The adverse effect of climate change has become more widespread in recent years. One of the main solutions to control this disaster is to shift focus toward clean sources of energy such as hydrogen. While hydrogen is sustainable, renewable, and less polluting, there are challenges in storing it to ensure efficient usage, especially for transport. Research on developing ways to store hydrogen in a solid form to increase its usage in automotives is underway.

Hydrogen fuel economy can help countries achieve their net zero emission targets. It can replace the use of fossil fuels, especially in automotives, which are responsible for a significant amount of carbon emission in the atmosphere. However, there are severe hurdles in the storage and usage of hydrogen. It is typically stored in a compressed gas or liquid form, which requires a lot of space and temperature-controlled climate. Scientists are now researching ways to convert hydrogen to a solid state to address the needs of the transport and stationary energy supply sector for low-pressure, low-volume hydrogen storage.

Research is being conducted to find technologies that can transform hydrogen into a sufficiently compact and efficient form for transportation. The current set of hydrogen-powered vehicles require large, heavy cylindrical tanks to hold compressed hydrogen gas. The energy penalty to compress gas into such tanks is high and they take up considerable room in the car.

Hence, scientists are working on technologies that can help solid materials physically absorb the gas or chemically combine with it. Storing hydrogen in a solid material makes it dense. Due to this change, compact gas tanks suitable for automotive interiors can be designed. However, such a system must work at a reasonable temperature, absorb hydrogen quickly, and promptly release into the fuel cell as needed.

New Innovations

1. Absorption by using a combination of two solids (metal hydrides) – Researchers funded by the EU devised a technique to hold hydrogen in a benign solid form. They worked on the “Fluorine substituted high-capacity hydrides for hydrogen storage at low working temperatures” (FLYHY) project to develop novel materials and processes for hydrogen storage in solid state.
2. Adsorption by using Metal Organic Frameworks (MOFs) – The US Department of Energy (DoE) created a research consortium called HyMARC, which has five DoE national laboratories and external labs to work on methods to store hydrogen in solid state. They discovered metal hydrides and related materials can chemically bond with hydrogen. However, hydrogen steams off as porous absorbents such as MOFs are unable to bind hydrogen strongly enough to hold it. Therefore, the team is working on making hydrogen’s MOFs easy to adhere to by adding low-coordinate metal cation sites and resolving related issues. 

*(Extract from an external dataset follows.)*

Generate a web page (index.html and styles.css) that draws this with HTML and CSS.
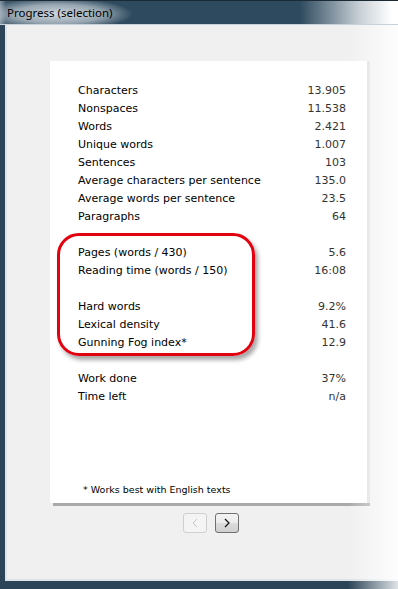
FILE: index.html
```html
<!DOCTYPE html>
<html lang="en">
  <head>
    <meta charset="UTF-8">
    <title>Progress (selection)</title>
    <link rel="stylesheet" href="styles.css">
  </head>
  <body>
    <div id="window">
      <div id="titlebar">
        <span class="title">Progress (selection)</span>
      </div>
      <div id="client">
        <div id="card">
          <div class="row"><span>Characters</span><span class="val">13.905</span></div>
          <div class="row"><span>Nonspaces</span><span class="val">11.538</span></div>
          <div class="row"><span>Words</span><span class="val">2.421</span></div>
          <div class="row"><span>Unique words</span><span class="val">1.007</span></div>
          <div class="row"><span>Sentences</span><span class="val">103</span></div>
          <div class="row"><span>Average characters per sentence</span><span class="val">135.0</span></div>
          <div class="row"><span>Average words per sentence</span><span class="val">23.5</span></div>
          <div class="row"><span>Paragraphs</span><span class="val">64</span></div>
          <div class="row"></div>
          <div class="row"><span>Pages (words / 430)</span><span class="val">5.6</span></div>
          <div class="row"><span>Reading time (words / 150)</span><span class="val">16:08</span></div>
          <div class="row"></div>
          <div class="row"><span>Hard words</span><span class="val">9.2%</span></div>
          <div class="row"><span>Lexical density</span><span class="val">41.6</span></div>
          <div class="row"><span>Gunning Fog index*</span><span class="val">12.9</span></div>
          <div class="row"></div>
          <div class="row"><span>Work done</span><span class="val">37%</span></div>
          <div class="row"><span>Time left</span><span class="val">n/a</span></div>

          <div class="note">* Works best with English texts</div>

          <!-- annotation drawn over the screenshot -->
          <div class="marker"></div>
        </div>

        <div id="nav">
          <div class="nav_btn disabled">
            <svg width="8" height="10" viewBox="0 0 8 10"><polyline points="6,1 2,5 6,9" fill="none" stroke="#c4c4c4" stroke-width="1"/></svg>
          </div>
          <div class="nav_btn">
            <svg width="8" height="10" viewBox="0 0 8 10"><polyline points="2,1 6,5 2,9" fill="none" stroke="#111" stroke-width="1.2"/></svg>
          </div>
        </div>
      </div>
      <div id="fade"></div>
    </div>
  </body>
</html>
```

FILE: styles.css
```css
html, body {
  margin: 0;
  padding: 0;
  background-color: #ffffff;
}
#window {
  position: relative;
  width: 398px;
  height: 589px;
  overflow: hidden;

  display: flex;
  flex-direction: column;

  background-color: #2b4457;
}
#titlebar {
  height: 25px;
  flex-shrink: 0;

  background:
    radial-gradient(ellipse 75px 16px at 58px 13px, rgba(215, 222, 228, 0.95), rgba(215, 222, 228, 0.6) 60%, rgba(215, 222, 228, 0) 100%),
    linear-gradient(to right, #8a9aa6 0px, #3c5669 6px, #2e4a5e 120px, #2e4a5e 300px, #c9d1d7 360px, #ffffff 392px),
    #2e4a5e;
  border-top: 1px solid #1b2a35;
  border-bottom: 1px solid #c9d2da;
  box-sizing: border-box;

  padding-left: 7px;
}
.title {
  font-family: "Noto Sans", "DejaVu Sans", sans-serif;
  font-size: 11.5px;
  line-height: 24px;
  color: #000000;
}
#client {
  flex: 1;
  background-color: #f0f0f0;

  margin-left: 5px;
  margin-bottom: 8px;
  border-left: 2px solid #dfe4e8;
  border-bottom: 2px solid #dfe4e8;

  padding-top: 36px;
  padding-left: 43px;
}
#card {
  position: relative;
  width: 317px;
  height: 442px;
  box-sizing: border-box;

  background-color: #ffffff;
  box-shadow: 3px 0 0 #dedede, 3px 3px 0 #a9a9a9;

  padding: 21px 21px 6px 28px;

  display: flex;
  flex-direction: column;

  font-family: "DejaVu Sans", sans-serif;
  font-size: 11px;
  color: #000000;
}
.row {
  height: 18px;
  line-height: 18px;

  display: flex;
  justify-content: space-between;
}
.val {
  color: #333333;
}
.note {
  margin-top: auto;
  padding-left: 5px;

  font-size: 9.5px;
  line-height: 14px;
}
.marker {
  position: absolute;
  left: 7px;
  top: 172px;
  width: 198px;
  height: 123px;
  box-sizing: border-box;

  border: 3px solid #e3000f;
  border-radius: 22px;
  box-shadow: 3px 4px 4px rgba(0, 0, 0, 0.35);
}
#nav {
  display: flex;
  gap: 8px;

  margin-top: 10px;
  margin-left: 133px;
}
.nav_btn {
  width: 24px;
  height: 20px;
  box-sizing: border-box;

  display: flex;
  align-items: center;
  justify-content: center;

  border: 1px solid #707070;
  border-radius: 3px;
  background: linear-gradient(to bottom, #f3f3f3 0%, #ebebeb 50%, #dcdcdc 51%, #cfcfcf 100%);
}
.nav_btn.disabled {
  border-color: #cfcfcf;
  background: #f4f4f4;
}
#fade {
  position: absolute;
  top: 25px;
  right: 0;
  width: 50px;
  height: 564px;

  background: linear-gradient(to right, rgba(255, 255, 255, 0), rgba(255, 255, 255, 0.85));
}
```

They discovered a combination of lithium amide/magnesium hydride and mixed-metal borohydrides as a new storage solution. It requires a modular hydrogen tank with tubes placed next to each other and filled with the two solids. Through the process of absorption, hydrogen is dissociated into H-atoms and incorporated into the solid lattice framework. Therefore, hydrogen gas can be stored in a small volume under pressure of 70 bar. This is much lesser than a conventional tank where hydrogen must be kept under pressure of more than 700 bar.

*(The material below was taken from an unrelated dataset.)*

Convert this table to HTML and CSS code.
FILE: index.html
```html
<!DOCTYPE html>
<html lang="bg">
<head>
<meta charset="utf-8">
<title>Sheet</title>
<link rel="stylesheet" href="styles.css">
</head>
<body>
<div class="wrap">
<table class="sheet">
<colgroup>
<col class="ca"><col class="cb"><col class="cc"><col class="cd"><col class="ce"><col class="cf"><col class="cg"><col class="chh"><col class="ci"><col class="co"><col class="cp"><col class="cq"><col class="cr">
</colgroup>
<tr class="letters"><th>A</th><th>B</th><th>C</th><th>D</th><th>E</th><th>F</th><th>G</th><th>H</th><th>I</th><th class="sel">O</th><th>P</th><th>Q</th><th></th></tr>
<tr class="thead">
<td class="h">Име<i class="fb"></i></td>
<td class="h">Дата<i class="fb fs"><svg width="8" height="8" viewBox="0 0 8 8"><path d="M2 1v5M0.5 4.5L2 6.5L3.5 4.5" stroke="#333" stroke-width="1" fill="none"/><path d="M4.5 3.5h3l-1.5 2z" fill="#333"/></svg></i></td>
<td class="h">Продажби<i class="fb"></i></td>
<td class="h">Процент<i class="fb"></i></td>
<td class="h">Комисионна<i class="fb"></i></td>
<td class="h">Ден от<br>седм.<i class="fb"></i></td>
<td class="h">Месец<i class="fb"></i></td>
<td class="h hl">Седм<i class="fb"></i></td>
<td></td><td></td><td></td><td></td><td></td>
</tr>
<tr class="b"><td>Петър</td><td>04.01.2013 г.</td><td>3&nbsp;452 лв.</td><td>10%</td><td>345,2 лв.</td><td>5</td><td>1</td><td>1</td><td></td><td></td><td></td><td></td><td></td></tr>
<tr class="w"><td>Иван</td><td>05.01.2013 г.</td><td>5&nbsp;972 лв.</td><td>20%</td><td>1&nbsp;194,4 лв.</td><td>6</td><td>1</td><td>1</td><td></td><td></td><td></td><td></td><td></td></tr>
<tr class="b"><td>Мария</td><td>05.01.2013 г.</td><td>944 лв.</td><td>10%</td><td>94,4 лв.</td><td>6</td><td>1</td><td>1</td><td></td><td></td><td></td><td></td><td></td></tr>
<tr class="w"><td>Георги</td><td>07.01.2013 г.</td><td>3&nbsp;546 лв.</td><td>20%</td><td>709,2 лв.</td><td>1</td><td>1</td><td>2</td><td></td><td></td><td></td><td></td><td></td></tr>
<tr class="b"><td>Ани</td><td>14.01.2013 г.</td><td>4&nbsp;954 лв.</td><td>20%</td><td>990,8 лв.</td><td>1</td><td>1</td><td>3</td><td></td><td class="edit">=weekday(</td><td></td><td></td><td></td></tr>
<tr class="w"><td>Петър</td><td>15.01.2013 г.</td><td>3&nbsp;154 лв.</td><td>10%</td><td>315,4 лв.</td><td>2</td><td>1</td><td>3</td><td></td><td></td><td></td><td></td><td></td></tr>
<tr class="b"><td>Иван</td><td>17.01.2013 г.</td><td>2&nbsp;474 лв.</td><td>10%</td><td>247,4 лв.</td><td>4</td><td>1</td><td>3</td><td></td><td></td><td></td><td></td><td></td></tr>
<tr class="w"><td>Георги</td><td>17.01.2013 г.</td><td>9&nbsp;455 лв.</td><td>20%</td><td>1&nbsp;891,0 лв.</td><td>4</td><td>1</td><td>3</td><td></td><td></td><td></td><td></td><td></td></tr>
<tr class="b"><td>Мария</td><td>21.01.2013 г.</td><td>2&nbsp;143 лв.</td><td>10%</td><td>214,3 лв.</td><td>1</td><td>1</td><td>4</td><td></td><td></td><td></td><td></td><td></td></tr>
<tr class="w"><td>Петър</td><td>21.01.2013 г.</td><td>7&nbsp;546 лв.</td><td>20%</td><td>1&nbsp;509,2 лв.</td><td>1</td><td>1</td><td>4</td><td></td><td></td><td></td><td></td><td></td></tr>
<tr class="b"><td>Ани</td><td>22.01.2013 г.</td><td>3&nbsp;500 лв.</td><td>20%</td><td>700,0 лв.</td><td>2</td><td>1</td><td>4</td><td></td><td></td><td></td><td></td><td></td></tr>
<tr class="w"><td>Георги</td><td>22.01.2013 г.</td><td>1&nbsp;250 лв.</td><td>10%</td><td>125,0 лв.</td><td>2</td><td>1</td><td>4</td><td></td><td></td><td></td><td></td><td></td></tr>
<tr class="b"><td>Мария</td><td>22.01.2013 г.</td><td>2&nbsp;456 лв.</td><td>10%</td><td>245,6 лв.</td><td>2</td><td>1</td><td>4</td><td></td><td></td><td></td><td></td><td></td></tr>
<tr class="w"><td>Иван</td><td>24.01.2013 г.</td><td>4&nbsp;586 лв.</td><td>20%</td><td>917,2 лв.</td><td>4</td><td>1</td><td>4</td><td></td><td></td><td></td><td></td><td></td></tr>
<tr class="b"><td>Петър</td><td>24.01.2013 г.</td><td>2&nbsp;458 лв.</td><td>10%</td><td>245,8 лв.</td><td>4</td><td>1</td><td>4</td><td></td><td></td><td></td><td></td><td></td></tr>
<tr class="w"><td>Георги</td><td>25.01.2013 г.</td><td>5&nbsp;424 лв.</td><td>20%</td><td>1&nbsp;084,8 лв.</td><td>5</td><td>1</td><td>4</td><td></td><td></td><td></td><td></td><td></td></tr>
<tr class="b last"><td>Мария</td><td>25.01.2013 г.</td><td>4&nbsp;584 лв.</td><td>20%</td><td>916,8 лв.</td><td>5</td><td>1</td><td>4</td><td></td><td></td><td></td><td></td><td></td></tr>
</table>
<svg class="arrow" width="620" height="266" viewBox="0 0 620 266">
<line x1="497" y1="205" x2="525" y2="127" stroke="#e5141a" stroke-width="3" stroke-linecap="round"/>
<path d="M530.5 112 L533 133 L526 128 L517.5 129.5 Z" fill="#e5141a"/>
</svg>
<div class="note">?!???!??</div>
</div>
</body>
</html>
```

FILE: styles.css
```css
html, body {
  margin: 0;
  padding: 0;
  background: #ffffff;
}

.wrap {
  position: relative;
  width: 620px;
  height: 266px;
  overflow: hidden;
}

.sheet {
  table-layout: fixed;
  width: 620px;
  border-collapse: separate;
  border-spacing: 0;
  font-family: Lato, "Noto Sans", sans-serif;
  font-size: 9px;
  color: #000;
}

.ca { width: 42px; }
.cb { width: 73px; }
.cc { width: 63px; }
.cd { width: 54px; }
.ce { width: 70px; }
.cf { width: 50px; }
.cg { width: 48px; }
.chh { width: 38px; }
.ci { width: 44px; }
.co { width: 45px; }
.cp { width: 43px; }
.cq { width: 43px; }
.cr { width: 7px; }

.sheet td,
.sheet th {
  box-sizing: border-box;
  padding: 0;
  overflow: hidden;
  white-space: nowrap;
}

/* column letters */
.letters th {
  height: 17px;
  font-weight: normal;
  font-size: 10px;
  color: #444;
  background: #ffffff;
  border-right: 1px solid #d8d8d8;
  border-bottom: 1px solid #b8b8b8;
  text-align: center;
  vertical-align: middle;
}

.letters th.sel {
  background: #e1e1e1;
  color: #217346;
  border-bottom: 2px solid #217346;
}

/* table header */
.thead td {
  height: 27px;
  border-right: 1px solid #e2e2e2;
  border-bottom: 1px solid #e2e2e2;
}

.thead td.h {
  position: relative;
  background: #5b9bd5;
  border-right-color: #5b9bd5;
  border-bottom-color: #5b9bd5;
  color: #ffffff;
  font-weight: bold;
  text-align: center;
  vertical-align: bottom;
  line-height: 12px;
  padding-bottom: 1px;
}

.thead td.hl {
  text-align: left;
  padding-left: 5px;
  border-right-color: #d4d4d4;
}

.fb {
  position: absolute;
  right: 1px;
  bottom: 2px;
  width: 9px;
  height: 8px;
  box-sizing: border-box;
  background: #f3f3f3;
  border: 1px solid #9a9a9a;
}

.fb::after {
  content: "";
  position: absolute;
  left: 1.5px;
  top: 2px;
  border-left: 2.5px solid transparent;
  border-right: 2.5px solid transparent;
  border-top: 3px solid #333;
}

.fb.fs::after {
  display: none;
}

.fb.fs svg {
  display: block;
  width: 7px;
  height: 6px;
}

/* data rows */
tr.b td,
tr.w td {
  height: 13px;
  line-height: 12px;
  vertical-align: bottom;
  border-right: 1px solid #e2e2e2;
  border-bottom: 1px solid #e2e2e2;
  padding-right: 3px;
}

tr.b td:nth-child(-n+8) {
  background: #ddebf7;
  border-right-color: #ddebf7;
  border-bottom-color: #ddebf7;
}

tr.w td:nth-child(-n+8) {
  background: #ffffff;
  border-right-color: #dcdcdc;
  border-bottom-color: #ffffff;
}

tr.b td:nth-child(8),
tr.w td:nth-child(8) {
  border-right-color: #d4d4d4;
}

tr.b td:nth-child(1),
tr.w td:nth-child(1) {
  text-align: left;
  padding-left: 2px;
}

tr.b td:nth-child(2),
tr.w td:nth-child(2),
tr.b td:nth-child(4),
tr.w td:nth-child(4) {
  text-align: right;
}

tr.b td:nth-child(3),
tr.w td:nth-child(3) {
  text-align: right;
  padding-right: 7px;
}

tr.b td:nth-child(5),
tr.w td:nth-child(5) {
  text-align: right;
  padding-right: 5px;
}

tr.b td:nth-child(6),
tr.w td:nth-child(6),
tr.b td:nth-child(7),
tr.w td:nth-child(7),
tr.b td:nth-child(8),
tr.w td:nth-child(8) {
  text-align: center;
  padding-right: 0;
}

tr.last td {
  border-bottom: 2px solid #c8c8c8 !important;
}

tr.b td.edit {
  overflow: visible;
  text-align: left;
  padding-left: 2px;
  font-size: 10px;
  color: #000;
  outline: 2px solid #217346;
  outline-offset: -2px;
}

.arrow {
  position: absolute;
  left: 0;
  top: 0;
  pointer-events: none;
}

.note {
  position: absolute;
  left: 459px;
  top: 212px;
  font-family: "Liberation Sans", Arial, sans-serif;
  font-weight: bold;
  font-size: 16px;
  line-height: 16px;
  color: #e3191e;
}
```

 Hydrogen energy has the potential to become a mainstream fuel and completely replace fossil fuels in the future. It has the advantages of being environment-friendly, efficient, renewable, and cost-effective. However, hydrogen’s extremely low volumetric density makes storage difficult. Researchers are exploring effective storage techniques that would play a key role in establishing a sustainable hydrogen economy.